It is worth noting that virtually all these new uses are still subject to a technology race against other decarbonisation solutions. Clean hydrogen can be useful in a huge range of applications, but it is rarely the optimal tool for the job. We can say with relative certainty that hydrogen will continue to be needed in the chemicals sector, for DRI, and to produce a minimum of synthetic fuels for heavy transport. In the EU this could be less than half of the current 8MT of consumption, any additional demand uses are subject to a technology race, or strategic technology picking on the part of governments, policymakers, and industry leaders.
How is hydrogen produced?
The key reason why clean hydrogen is rarely the optimal tool for decarbonisation is that it is quite inefficient to produce. As discussed earlier, we typically liberate hydrogen for other products (H20, CH4, etc), and breaking those chemical bonds incurs significant energy losses versus using the energy source directly (methane, coal, electricity, biomass). Currently, hydrogen is produced either at dedicated facilities (~60%) or as a by-product of other energy-intensive chemical production processes, e.g. chlorine.
Below we explore the main ways that hydrogen is produced at dedicated facilities and how clean they are (Figure 2).
- Black – produced via gasification of ‘black’ coal.
- Brown – produced via gasification of ‘brown’ coal.
- Grey – produced via thermochemical conversion of fossil gas, either Auto-thermal Reforming (ATR) or Steam Methane Reforming (SMR).
- Blue – produced via ATR or SMR of fossil gas, with the addition of carbon capture (use) and storage (CCUS).
- Turquoise – produced via pyrolysis of methane gas (fossil or bio) driven by electricity (non-renewable or renewable). More info here.
- Pink – produced via electrolysis of water, utilising electricity of nuclear origin.
- Green -produced via electrolysis of water, driven by renewable electricity.
- Yellow – produced via electrolysis of water, utilising grid electricity.
Currently, only 0.3% of the hydrogen produced in the EU is of renewable origin, almost all production is ‘grey’, contributing roughly 2% of our total emissions. The story globally is similar, albeit with a higher utilisation of coal based (black or brown) hydrogen in East Asia. It is important to keep in mind that lifecycle greenhouse gas (GHG) emissions also depend on emissions associated with supply chains. For example, the GHG emissions of the natural gas supply chain can be significant and highly variable due to methane leaks. Although emissions from electricity supply chains can be negligible if the electricity is from renewable sources, fossil origin electricity (i.e. from coal or gas power plants) can produce electrolytic (‘yellow’) hydrogen with higher emissions than grey hydrogen. This is one of the challenges in the certification of hydrogen.

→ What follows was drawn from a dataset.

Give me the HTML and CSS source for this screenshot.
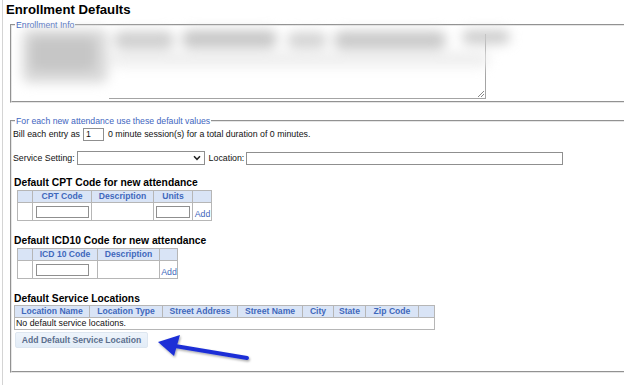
FILE: index.html
```html
<!DOCTYPE html>
<html>
<head>
<meta charset="utf-8">
<link rel="stylesheet" href="styles.css">
</head>
<body>
<div class="page">
  <h1 class="title">Enrollment Defaults</h1>
  <fieldset class="box box-info">
    <legend>Enrollment Info</legend>
    <div class="ta">
      <span class="grip"></span>
      <div class="mask"></div>
      <div class="mask-top"></div>
      <div class="blur">
        <span class="blob bl1"></span>
        <span class="blob bl2"></span>
        <span class="blob bl3"></span>
        <span class="blob bl4"></span>
        <span class="blob bl5"></span>
        <span class="blob bl6"></span>
        <span class="blob bl7"></span>
        <span class="blob bl8"></span>
      </div>
    </div>
  </fieldset>

  <fieldset class="box box-defaults">
    <legend>For each new attendance use these default values</legend>
    <div class="row row-bill">Bill each entry as <span class="inp inp-bill">1</span> 0 minute session(s) for a total duration of 0 minutes.</div>
    <div class="row row-svc">Service Setting: <span class="sel"><svg width="8" height="6" viewBox="0 0 8 6"><path d="M1 1.2 L4 4.3 L7 1.2" fill="none" stroke="#222" stroke-width="1.5"/></svg></span> Location: <span class="inp inp-loc"></span></div>

    <h2 class="sub sub-cpt">Default CPT Code for new attendance</h2>
    <table class="grid grid-cpt">
      <tr class="hd"><th class="c0"></th><th class="c1">CPT Code</th><th class="c2">Description</th><th class="c3">Units</th><th class="c4"></th></tr>
      <tr class="bd"><td></td><td><span class="inp inp-code"></span></td><td></td><td><span class="inp inp-units"></span></td><td class="add">Add</td></tr>
    </table>

    <h2 class="sub sub-icd">Default ICD10 Code for new attendance</h2>
    <table class="grid grid-icd">
      <tr class="hd"><th class="c0"></th><th class="i1">ICD 10 Code</th><th class="i2">Description</th><th class="i3"></th></tr>
      <tr class="bd"><td></td><td><span class="inp inp-code"></span></td><td></td><td class="add">Add</td></tr>
    </table>

    <h2 class="sub sub-loc">Default Service Locations</h2>
    <table class="grid grid-loc">
      <tr class="hd"><th class="l1">Location Name</th><th class="l2">Location Type</th><th class="l3">Street Address</th><th class="l4">Street Name</th><th class="l5">City</th><th class="l6">State</th><th class="l7">Zip Code</th><th class="l8"></th></tr>
      <tr><td colspan="8" class="empty">No default service locations.</td></tr>
    </table>
    <div class="btn">Add Default Service Location</div>
  </fieldset>

  <svg class="arrow" width="110" height="40" viewBox="0 0 110 40">
    <defs>
      <filter id="sh" x="-20%" y="-40%" width="140%" height="180%">
        <feDropShadow dx="1" dy="1.5" stdDeviation="1.2" flood-color="#000" flood-opacity="0.35"/>
      </filter>
    </defs>
    <g filter="url(#sh)">
      <path d="M94 27 L22 15" stroke="#1b2fd6" stroke-width="4" stroke-linecap="round" fill="none"/>
      <path d="M5 11 L27 4 L21 25 Z" fill="#1b2fd6"/>
    </g>
  </svg>
</div>
</body>
</html>
```

FILE: styles.css
```css
html, body {
  margin: 0;
  padding: 0;
  background: #fff;
  overflow: hidden;
}
body {
  font-family: "Liberation Sans", Arial, sans-serif;
  font-size: 8.8px;
  color: #111;
  width: 624px;
  height: 385px;
}
.page {
  position: relative;
  margin-left: 2px;
  border-left: 1px solid #d4d4d4;
  height: 385px;
  padding-top: 1px;
  box-sizing: border-box;
  overflow: hidden;
}
.title {
  margin: 0 0 0 3px;
  font-size: 13.2px;
  line-height: 18px;
  font-weight: bold;
  color: #000;
}
.box {
  margin: 0 0 0 7px;
  width: 660px;
  border: 2px groove #e6e6e6;
  border-right: none;
  box-sizing: border-box;
  min-width: 0;
  padding: 0;
}
.box legend {
  color: #4166c0;
  font-size: 8.7px;
  line-height: 10px;
  padding: 0 1px;
  margin-left: 3px;
}
.box-info {
  margin-top: 1px;
  height: 83px;
}
.ta {
  position: relative;
  margin-left: 11px;
  width: 463px;
  height: 69px;
  border: 1px solid #a4a4a4;
  box-sizing: border-box;
  background: #fff;
}
.mask {
  position: absolute;
  left: -2px;
  top: -2px;
  width: 87px;
  height: 71px;
  background: #fff;
}
.mask-top {
  position: absolute;
  left: 80px;
  top: -2px;
  width: 390px;
  height: 5px;
  background: #fff;
}
.blur {
  position: absolute;
  left: -2px;
  top: -2px;
  width: 492px;
  height: 56px;
  filter: blur(6px);
}
.blob {
  position: absolute;
  border-radius: 8px;
}
.bl1 { left: 0; top: 0; width: 86px; height: 54px; background: #dadada; }
.bl2 { left: 8px; top: 8px; width: 66px; height: 34px; background: #c6c6c6; }
.bl3 { left: 92px; top: 2px; width: 60px; height: 18px; background: #d0d0d0; }
.bl4 { left: 160px; top: 1px; width: 95px; height: 18px; background: #c8c8c8; }
.bl5 { left: 265px; top: 3px; width: 40px; height: 16px; background: #d4d4d4; }
.bl6 { left: 312px; top: 2px; width: 112px; height: 18px; background: #cacaca; }
.bl7 { left: 440px; top: 1px; width: 48px; height: 14px; background: #cdcdcd; }
.bl8 { left: 88px; top: 22px; width: 380px; height: 16px; background: #efefef; }
.grip {
  position: absolute;
  right: 1px;
  bottom: 1px;
  width: 6px;
  height: 6px;
  background: linear-gradient(135deg, transparent 45%, #888 46%, #888 54%, transparent 55%, transparent 70%, #888 71%, #888 79%, transparent 80%);
}
.box-defaults {
  margin-top: 13px;
  height: 257px;
}
.row {
  height: 14px;
  white-space: nowrap;
  display: flex;
  align-items: center;
  gap: 2px;
  padding-left: 1px;
}
.row-bill { margin-top: 1px; }
.row-svc { margin-top: 10px; }
.inp {
  display: inline-block;
  border: 1px solid #8f8f8f;
  box-sizing: border-box;
  background: #fff;
}
.inp-bill {
  width: 21px;
  height: 13px;
  line-height: 11px;
  padding-left: 2px;
  margin: 0 2px 0 1px;
}
.sel {
  width: 128px;
  height: 14px;
  border: 1px solid #8f8f8f;
  box-sizing: border-box;
  display: inline-flex;
  justify-content: flex-end;
  align-items: center;
  padding-right: 3px;
  margin-right: 2px;
}
.inp-loc {
  width: 317px;
  height: 13px;
}
.sub {
  margin: 0;
  font-size: 10.3px;
  line-height: 12px;
  font-weight: bold;
  color: #000;
  padding-left: 2px;
}
.sub-cpt { margin-top: 12px; }
.sub-icd { margin-top: 14px; }
.sub-loc { margin-top: 14px; }
.grid {
  border-collapse: collapse;
  margin-top: 1px;
  margin-left: 5px;
  table-layout: fixed;
}
.grid th, .grid td {
  border: 1px solid #b6b6b6;
  padding: 0;
}
.grid th {
  background: #d9e4f6;
  color: #3f68bc;
  font-size: 8.6px;
  font-weight: bold;
  height: 11px;
  line-height: 11px;
  text-align: center;
  white-space: nowrap;
}
.grid .bd td {
  height: 17px;
  text-align: center;
  vertical-align: bottom;
}
.grid .inp-code {
  width: 53px;
  height: 12px;
  display: block;
  margin: 0 0 2px 3px;
}
.grid .inp-units {
  width: 34px;
  height: 12px;
  display: block;
  margin: 0 0 2px 2px;
}
.grid .add {
  color: #3f68bc;
  font-size: 8.8px;
  line-height: 12px;
  text-align: left;
  padding-left: 1px;
}
.c0 { width: 14px; }
.c1 { width: 58px; }
.c2 { width: 61px; }
.c3 { width: 38px; }
.c4 { width: 18px; }
.i1 { width: 64px; }
.i2 { width: 61px; }
.i3 { width: 17px; }
.grid-loc { margin-left: 2px; margin-top: 0; }
.grid-loc th { height: 11px; line-height: 11px; }
.l1 { width: 74px; }
.l2 { width: 72px; }
.l3 { width: 74px; }
.l4 { width: 64px; }
.l5 { width: 30px; }
.l6 { width: 31px; }
.l7 { width: 52px; }
.l8 { width: 15px; }
.grid-loc td.empty {
  text-align: left;
  height: 11px;
  line-height: 11px;
  padding-left: 1px;
  color: #111;
  white-space: nowrap;
}
.btn {
  display: block;
  margin: 2px 0 0 3px;
  width: 133px;
  height: 16px;
  line-height: 15px;
  text-align: center;
  background: linear-gradient(#eef4fb, #e2ecf7);
  border: 1px solid #dde6f0;
  box-sizing: border-box;
  font-size: 8.6px;
  font-weight: bold;
  color: #5b6f8e;
  border-radius: 2px;
  white-space: nowrap;
}
.arrow {
  position: absolute;
  left: 150px;
  top: 331px;
}
```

What do hydrogen supply chains look like?
The vast majority of hydrogen currently consumed is produced at the point of consumption or nearby, typically connected via a short private network. However, different forms of clean hydrogen require various conditions, such as abundant renewable electricity or suitable geological conditions for the storage of CO2. In these new value chains, there is a requirement for storage and transport infrastructure to bring the hydrogen to demand centres, or for demand centres to relocate closer to the supply. In this article, we focus on the former.
Hydrogen can be stored in different ways depending on its state (gaseous or liquid). For example, gaseous hydrogen can be stored in salt caverns or pressurised tanks. Geological storage is far cheaper than above-ground storage in manmade infrastructure.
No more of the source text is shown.